Outdoor division segment operating earnings grew nearly seven fold to $22.4 million as reorganization and other integration costs dropped off to $7.4 million from $29.2 million in the fourth quarter of 2009.
For the full year ended Dec. 31, Jarden Outdoor Solutions sales rose 8.9% to $2.52 billion, while operating earnings rose 41.5% to $228.6 million, again because of a sharp fall off in acquisition-related one-time charges. Operating earnings reached 9.1% of net sales in 2010, compared to 7.0% a year earlier, a big step toward the company-wide goal of 15% margins by 2014.   A record number of eligible employees, or 90%, will receive bonuses based on the company’s 2010 performance, said company CFO Ian Ashken. 

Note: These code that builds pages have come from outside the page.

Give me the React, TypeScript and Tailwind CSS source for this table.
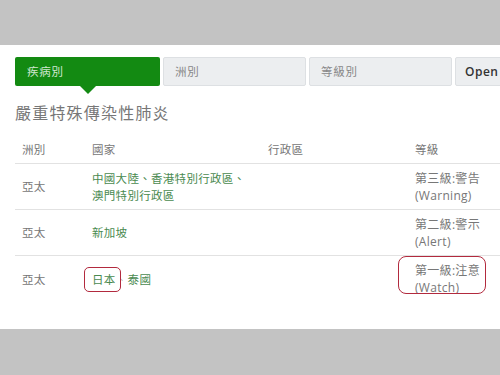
const font = { fontFamily: '"Open Sans", "Noto Sans CJK TC", sans-serif' };

const tabs = ["疾病別", "洲別", "等級別", "Open"];

export default function App() {
  return (
    <div className="w-[500px] h-[375px] bg-[#c3c3c3] flex flex-col overflow-hidden" style={font}>
      <div className="h-[45px] shrink-0" />
      <div className="h-[284px] shrink-0 bg-white pl-[15px] overflow-hidden">
        <div className="flex gap-[3px] mt-[12px] h-[29px] w-[560px]">
          {tabs.map((t, i) =>
            i === 0 ? (
              <div key={t} className="relative shrink-0 w-[145px] rounded-[2px] bg-[#138a12] text-[#cfe7cf] text-[11.5px] flex items-center pl-[12px] tracking-[0.8px]">
                {t}
                <div className="absolute left-[65px] top-[29px] w-0 h-0 border-l-[8px] border-r-[8px] border-t-[8px] border-l-transparent border-r-transparent border-t-[#138a12]" />
              </div>
            ) : (
              <div
                key={t}
                className={`shrink-0 w-[143px] rounded-[2px] border border-[#dde0e3] bg-[#eceef0] flex items-center ${
                  i === 3 ? "text-[#333] text-[12px] font-semibold tracking-[0.5px] pl-[9px]" : "text-[#888] text-[11.5px] tracking-[0.8px] pl-[11px]"
                }`}
              >
                {t}
              </div>
            )
          )}
        </div>
        <div className="mt-[15px] text-[16px] text-[#777] tracking-[1.2px] leading-[24px]">嚴重特殊傳染性肺炎</div>
        <div className="mt-[11px] text-[11.5px] text-[#777] tracking-[0.3px]">
          <div className="flex h-[28px] items-center border-b border-[#e2e2e2]">
            <div className="w-[77px] pl-[7px]">洲別</div>
            <div className="w-[176px]">國家</div>
            <div className="w-[147px]">行政區</div>
            <div>等級</div>
          </div>
          <div className="flex h-[46px] items-center border-b border-[#e2e2e2] leading-[17px]">
            <div className="w-[77px] pl-[7px]">亞太</div>
            <div className="w-[176px] text-[#4a8a50]">
              中國大陸、香港特別行政區、
              <br />
              澳門特別行政區
            </div>
            <div className="w-[147px]" />
            <div className="text-[12px]">
              第三級:警告
              <br />
              (Warning)
            </div>
          </div>
          <div className="flex h-[46px] items-center border-b border-[#e2e2e2] leading-[17px]">
            <div className="w-[77px] pl-[7px]">亞太</div>
            <div className="w-[176px] text-[#4a8a50]">新加坡</div>
            <div className="w-[147px]" />
            <div className="text-[12px]">
              第二級:警示
              <br />
              (Alert)
            </div>
          </div>
          <div className="flex h-[46px] items-center leading-[17px]">
            <div className="w-[77px] pl-[7px]">亞太</div>
            <div className="w-[176px] text-[#4a8a50] flex items-center">
              <span className="relative">
                日本
                <span className="absolute left-[-8px] top-[-4px] w-[37px] h-[25px] border-[1.5px] border-[#b22a3e] rounded-[5px]" />
              </span>
              <span className="text-[#bbb] w-[12px] text-[9px] text-center">、</span>
              <span>泰國</span>
            </div>
            <div className="w-[147px]" />
            <div className="relative text-[12px]">
              第一級:注意
              <br />
              (Watch)
              <span className="absolute left-[-17px] top-[-6px] w-[88px] h-[38px] border-[1.5px] border-[#b22a3e] rounded-[8px]" />
            </div>
          </div>
        </div>
      </div>
    </div>
  );
}
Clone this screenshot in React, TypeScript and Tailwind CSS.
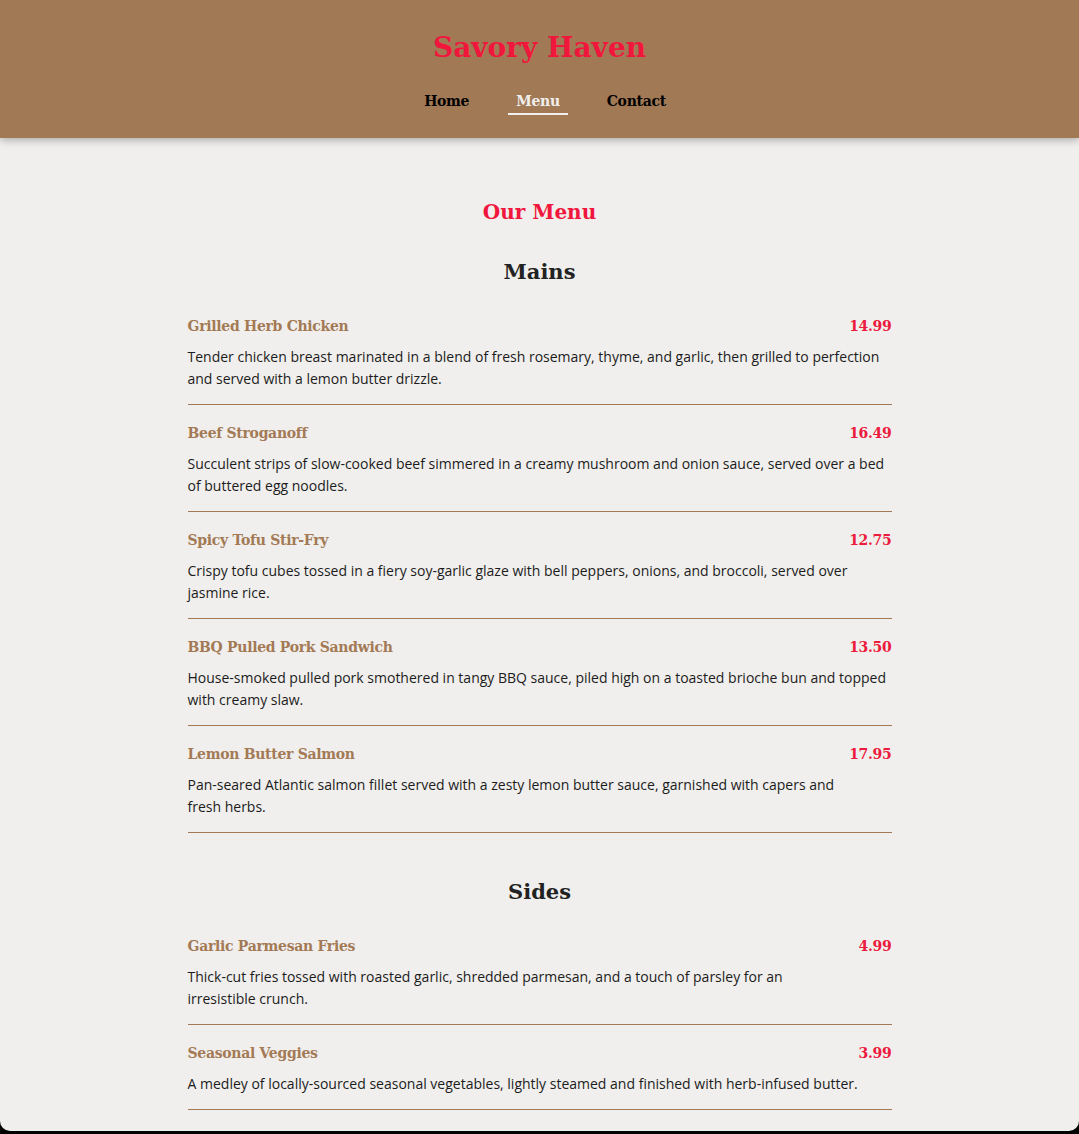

Management said the company appears to be on track to expand gross margins by 50-60 basis points as declines in ocean container rates and price increases by Jarden offset rising commodity prices and the company passes through price increases.  They expect companywide organic growth to fall in their 3 to 5 percent target range.


 “The winter sports season remains strong and we're in a low- to no-inventory position in winter sports heading into the U.S. and international trade show, which bodes well for the 2011-2012 season,” Lillie said. “The bookings for Jarden team sports including our Rawlings and Worth baseball and softball brands and our Gate and deBeer lacrosse brands look strong so far. “


Jarden Chairman and CEO Martin Franklin said the company is in no hurry to acquire companies and will instead focus on using its projected $1 billion in free cash flow over the next 3 to 4 years to pay down debt. 


The company ended the year with a total debt-to-equity ratio of 2.89, nearly five times the average for the Yahoo Sporting Goods index.
“We don't need to buy anything to execute our plan, so we have the luxury of not feeling any pressures to make acquisitions, said Franklin.